======== DATA BLOCK ========
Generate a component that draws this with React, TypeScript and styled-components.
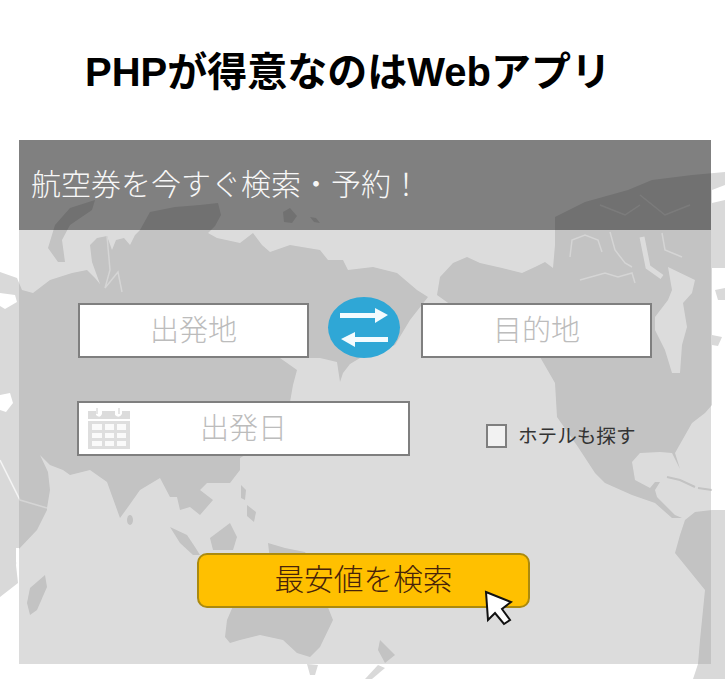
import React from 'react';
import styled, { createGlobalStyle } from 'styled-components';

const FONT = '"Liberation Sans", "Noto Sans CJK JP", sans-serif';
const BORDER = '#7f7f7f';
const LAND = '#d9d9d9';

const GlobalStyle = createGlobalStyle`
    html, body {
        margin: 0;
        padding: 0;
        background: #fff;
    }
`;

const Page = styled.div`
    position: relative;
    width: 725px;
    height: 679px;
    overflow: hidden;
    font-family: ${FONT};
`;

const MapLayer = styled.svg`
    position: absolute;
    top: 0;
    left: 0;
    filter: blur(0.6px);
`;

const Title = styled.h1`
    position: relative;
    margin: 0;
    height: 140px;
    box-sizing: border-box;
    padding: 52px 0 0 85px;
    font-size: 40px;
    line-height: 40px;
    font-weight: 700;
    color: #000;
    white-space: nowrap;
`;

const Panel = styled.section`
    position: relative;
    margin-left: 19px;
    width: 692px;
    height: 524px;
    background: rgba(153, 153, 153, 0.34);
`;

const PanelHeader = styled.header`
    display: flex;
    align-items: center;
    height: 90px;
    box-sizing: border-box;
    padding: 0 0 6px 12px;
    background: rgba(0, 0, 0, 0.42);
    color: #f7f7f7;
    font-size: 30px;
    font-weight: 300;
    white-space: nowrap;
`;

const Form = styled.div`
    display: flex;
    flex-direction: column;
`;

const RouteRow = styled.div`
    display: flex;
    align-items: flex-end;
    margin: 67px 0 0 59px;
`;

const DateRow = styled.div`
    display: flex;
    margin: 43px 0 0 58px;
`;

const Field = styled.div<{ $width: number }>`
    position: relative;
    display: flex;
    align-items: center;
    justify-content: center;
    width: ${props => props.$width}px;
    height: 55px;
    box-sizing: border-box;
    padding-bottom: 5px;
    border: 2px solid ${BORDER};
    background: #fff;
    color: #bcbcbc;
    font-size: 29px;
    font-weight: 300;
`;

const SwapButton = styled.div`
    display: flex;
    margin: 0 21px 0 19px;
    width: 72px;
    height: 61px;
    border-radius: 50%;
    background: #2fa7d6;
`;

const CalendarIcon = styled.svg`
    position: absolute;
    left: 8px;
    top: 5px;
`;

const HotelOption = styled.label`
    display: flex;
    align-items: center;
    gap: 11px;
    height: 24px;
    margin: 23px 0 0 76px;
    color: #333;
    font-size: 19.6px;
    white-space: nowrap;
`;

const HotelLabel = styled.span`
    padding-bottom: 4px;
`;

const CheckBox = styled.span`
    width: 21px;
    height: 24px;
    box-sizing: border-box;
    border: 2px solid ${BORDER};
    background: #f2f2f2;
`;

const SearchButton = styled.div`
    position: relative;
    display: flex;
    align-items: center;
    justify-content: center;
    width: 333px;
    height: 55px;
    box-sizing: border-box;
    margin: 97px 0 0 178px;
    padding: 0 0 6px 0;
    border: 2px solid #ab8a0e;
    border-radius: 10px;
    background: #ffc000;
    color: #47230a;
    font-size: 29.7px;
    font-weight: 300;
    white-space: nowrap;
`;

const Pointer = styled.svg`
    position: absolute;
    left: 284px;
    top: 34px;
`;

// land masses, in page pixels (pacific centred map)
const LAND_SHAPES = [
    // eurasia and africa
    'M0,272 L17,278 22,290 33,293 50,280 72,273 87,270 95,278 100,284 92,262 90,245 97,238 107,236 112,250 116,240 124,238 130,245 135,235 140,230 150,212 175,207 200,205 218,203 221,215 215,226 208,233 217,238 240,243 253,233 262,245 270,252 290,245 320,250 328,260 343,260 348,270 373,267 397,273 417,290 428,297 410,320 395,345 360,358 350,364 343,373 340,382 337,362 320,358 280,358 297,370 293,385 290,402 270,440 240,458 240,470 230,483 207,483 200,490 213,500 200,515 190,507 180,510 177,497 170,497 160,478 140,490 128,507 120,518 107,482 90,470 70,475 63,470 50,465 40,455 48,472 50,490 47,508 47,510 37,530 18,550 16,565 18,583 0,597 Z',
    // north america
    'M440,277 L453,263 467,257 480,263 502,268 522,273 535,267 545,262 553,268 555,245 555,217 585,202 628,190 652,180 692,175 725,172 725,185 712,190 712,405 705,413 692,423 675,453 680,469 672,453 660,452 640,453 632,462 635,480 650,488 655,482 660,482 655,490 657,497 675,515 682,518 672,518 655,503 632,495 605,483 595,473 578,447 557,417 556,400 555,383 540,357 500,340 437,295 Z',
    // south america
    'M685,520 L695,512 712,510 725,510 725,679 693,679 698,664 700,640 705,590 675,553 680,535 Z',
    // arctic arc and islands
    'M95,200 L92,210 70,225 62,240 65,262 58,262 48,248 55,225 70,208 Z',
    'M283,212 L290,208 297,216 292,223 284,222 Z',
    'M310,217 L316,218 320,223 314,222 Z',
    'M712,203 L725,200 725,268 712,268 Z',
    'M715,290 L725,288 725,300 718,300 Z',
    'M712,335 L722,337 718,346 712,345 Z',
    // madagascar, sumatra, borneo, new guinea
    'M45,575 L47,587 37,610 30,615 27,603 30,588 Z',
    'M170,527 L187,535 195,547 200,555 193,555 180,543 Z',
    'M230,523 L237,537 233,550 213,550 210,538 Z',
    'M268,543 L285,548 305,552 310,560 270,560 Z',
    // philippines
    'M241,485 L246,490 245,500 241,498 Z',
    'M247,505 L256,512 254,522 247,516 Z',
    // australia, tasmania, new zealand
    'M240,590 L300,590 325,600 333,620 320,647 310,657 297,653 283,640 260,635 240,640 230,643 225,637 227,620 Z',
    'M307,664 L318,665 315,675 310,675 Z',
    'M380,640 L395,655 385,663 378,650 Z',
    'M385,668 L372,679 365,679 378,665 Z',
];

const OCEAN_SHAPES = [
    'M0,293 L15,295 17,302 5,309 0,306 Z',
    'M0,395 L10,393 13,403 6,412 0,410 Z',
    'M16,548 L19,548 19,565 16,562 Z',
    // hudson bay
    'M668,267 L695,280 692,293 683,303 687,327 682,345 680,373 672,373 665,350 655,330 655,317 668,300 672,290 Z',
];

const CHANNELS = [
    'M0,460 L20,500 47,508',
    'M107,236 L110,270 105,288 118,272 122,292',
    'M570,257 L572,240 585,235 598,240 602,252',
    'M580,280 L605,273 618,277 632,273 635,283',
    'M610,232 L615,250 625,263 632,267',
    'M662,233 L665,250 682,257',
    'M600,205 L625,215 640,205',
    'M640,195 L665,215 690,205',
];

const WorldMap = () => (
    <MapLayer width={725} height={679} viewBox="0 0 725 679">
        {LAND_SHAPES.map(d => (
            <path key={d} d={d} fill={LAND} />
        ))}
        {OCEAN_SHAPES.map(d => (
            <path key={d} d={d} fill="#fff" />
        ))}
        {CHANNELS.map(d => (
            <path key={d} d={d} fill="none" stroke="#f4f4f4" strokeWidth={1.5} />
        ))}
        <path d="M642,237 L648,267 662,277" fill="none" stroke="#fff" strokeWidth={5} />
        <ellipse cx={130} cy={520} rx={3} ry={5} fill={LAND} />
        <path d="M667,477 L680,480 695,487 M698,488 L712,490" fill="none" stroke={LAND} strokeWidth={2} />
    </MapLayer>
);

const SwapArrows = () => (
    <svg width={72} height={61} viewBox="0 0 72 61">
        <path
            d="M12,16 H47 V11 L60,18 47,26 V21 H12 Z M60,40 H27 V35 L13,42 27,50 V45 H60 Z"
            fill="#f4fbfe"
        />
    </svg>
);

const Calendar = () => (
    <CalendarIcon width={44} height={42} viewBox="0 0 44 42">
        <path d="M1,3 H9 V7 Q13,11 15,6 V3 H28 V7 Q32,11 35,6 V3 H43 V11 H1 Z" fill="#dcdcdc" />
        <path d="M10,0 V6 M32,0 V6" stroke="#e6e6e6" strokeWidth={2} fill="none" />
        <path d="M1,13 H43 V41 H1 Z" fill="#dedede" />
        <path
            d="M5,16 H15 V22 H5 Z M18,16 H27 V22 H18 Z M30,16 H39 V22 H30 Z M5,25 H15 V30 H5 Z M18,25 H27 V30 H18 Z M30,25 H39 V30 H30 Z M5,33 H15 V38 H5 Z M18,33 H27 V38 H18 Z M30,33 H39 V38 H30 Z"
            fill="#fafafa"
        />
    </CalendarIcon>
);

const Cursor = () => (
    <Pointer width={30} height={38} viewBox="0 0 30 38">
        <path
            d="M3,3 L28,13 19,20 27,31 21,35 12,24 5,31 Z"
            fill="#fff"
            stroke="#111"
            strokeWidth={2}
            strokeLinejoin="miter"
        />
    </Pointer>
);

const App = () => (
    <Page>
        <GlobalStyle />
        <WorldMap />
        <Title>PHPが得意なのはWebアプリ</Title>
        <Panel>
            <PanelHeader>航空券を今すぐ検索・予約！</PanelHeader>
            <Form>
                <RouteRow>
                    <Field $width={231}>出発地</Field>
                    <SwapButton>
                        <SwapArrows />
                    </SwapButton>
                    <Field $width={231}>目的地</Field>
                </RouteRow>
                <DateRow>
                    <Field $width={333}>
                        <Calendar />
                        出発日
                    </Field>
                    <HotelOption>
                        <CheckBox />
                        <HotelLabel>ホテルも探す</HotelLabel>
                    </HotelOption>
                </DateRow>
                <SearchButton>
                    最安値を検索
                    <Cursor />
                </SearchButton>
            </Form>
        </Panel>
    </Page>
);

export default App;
========
EXERCISE REQUIREMENTS |
Pick out all the lines with the word "React" in them and copy them.

OUTPUT FOR THIS TASK |
Generate a component that draws this with React, TypeScript and styled-components.
import React from 'react';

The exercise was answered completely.